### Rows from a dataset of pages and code
=======
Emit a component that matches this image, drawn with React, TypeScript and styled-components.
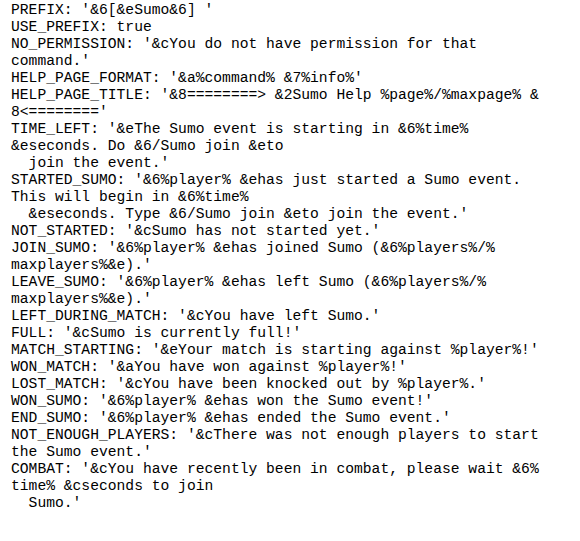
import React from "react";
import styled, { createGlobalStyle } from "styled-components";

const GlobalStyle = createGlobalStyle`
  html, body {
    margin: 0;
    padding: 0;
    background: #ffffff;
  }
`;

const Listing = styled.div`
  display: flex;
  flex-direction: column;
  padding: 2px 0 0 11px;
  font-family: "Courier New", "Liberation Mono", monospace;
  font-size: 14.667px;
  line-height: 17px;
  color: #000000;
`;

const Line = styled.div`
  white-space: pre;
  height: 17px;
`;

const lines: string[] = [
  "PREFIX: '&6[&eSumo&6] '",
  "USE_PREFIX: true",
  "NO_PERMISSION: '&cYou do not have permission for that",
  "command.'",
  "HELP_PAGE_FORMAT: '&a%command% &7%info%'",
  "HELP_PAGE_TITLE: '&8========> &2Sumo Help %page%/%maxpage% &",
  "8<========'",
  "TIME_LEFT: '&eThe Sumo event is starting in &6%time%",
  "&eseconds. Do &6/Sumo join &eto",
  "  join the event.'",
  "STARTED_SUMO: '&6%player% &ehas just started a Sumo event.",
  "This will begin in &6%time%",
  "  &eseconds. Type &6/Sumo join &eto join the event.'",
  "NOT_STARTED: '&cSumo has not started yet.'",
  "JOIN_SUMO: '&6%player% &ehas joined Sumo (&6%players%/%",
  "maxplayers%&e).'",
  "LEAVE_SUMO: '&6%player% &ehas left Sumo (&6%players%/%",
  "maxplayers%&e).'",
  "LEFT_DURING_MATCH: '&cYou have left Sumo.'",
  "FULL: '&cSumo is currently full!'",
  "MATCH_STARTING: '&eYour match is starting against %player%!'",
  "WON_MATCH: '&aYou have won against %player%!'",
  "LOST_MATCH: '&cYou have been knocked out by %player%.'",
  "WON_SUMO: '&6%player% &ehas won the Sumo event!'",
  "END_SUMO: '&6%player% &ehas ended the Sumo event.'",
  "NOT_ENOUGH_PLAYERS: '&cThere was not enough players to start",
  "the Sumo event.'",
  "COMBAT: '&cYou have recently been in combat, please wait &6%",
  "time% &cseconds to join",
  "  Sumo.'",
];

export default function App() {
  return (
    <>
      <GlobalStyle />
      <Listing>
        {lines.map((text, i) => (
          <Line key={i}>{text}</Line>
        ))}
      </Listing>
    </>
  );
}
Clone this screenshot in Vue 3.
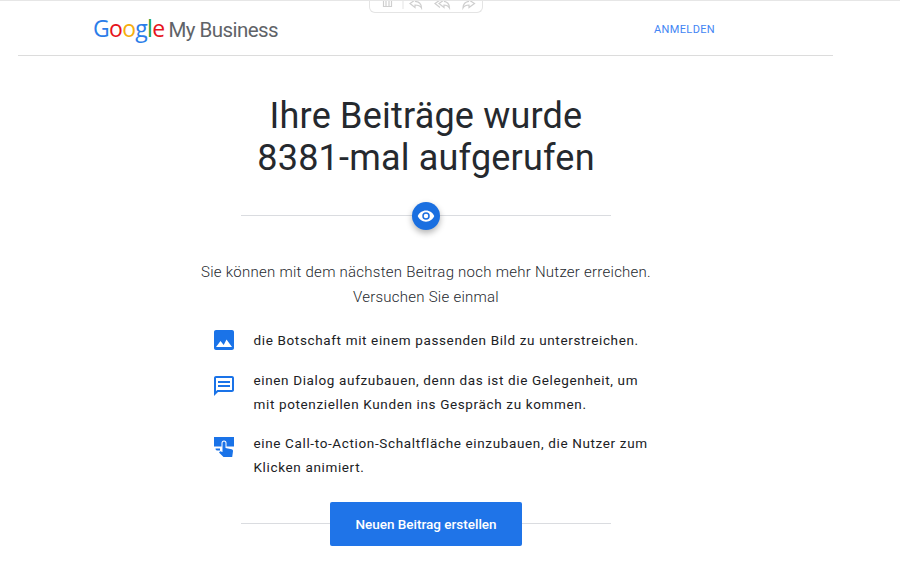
=======
### TASK DIRECTIONS
Restate each entry word for word, leaving out any pictures.

### RESPONSE TO THE TASK
Emit a component that matches this image, drawn with React, TypeScript and styled-components.
import React from "react";
import styled, { createGlobalStyle } from "styled-components";

const GlobalStyle = createGlobalStyle`
  html, body {
    margin: 0;
    padding: 0;
    background: #ffffff;
  }
`;

const Listing = styled.div`
  display: flex;
  flex-direction: column;
  padding: 2px 0 0 11px;
  font-family: "Courier New", "Liberation Mono", monospace;
  font-size: 14.667px;
  line-height: 17px;
  color: #000000;
`;

const Line = styled.div`
  white-space: pre;
  height: 17px;
`;

const lines: string[] = [
  "PREFIX: '&6[&eSumo&6] '",
  "USE_PREFIX: true",
  "NO_PERMISSION: '&cYou do not have permission for that",
  "command.'",
  "HELP_PAGE_FORMAT: '&a%command% &7%info%'",
  "HELP_PAGE_TITLE: '&8========> &2Sumo Help %page%/%maxpage% &",
  "8<========'",
  "TIME_LEFT: '&eThe Sumo event is starting in &6%time%",
  "&eseconds. Do &6/Sumo join &eto",
  "  join the event.'",
  "STARTED_SUMO: '&6%player% &ehas just started a Sumo event.",
  "This will begin in &6%time%",
  "  &eseconds. Type &6/Sumo join &eto join the event.'",
  "NOT_STARTED: '&cSumo has not started yet.'",
  "JOIN_SUMO: '&6%player% &ehas joined Sumo (&6%players%/%",
  "maxplayers%&e).'",
  "LEAVE_SUMO: '&6%player% &ehas left Sumo (&6%players%/%",
  "maxplayers%&e).'",
  "LEFT_DURING_MATCH: '&cYou have left Sumo.'",
  "FULL: '&cSumo is currently full!'",
  "MATCH_STARTING: '&eYour match is starting against %player%!'",
  "WON_MATCH: '&aYou have won against %player%!'",
  "LOST_MATCH: '&cYou have been knocked out by %player%.'",
  "WON_SUMO: '&6%player% &ehas won the Sumo event!'",
  "END_SUMO: '&6%player% &ehas ended the Sumo event.'",
  "NOT_ENOUGH_PLAYERS: '&cThere was not enough players to start",
  "the Sumo event.'",
  "COMBAT: '&cYou have recently been in combat, please wait &6%",
  "time% &cseconds to join",
  "  Sumo.'",
];

export default function App() {
  return (
    <>
      <GlobalStyle />
      <Listing>
        {lines.map((text, i) => (
          <Line key={i}>{text}</Line>
        ))}
      </Listing>
    </>
  );
}
Clone this screenshot in Vue 3.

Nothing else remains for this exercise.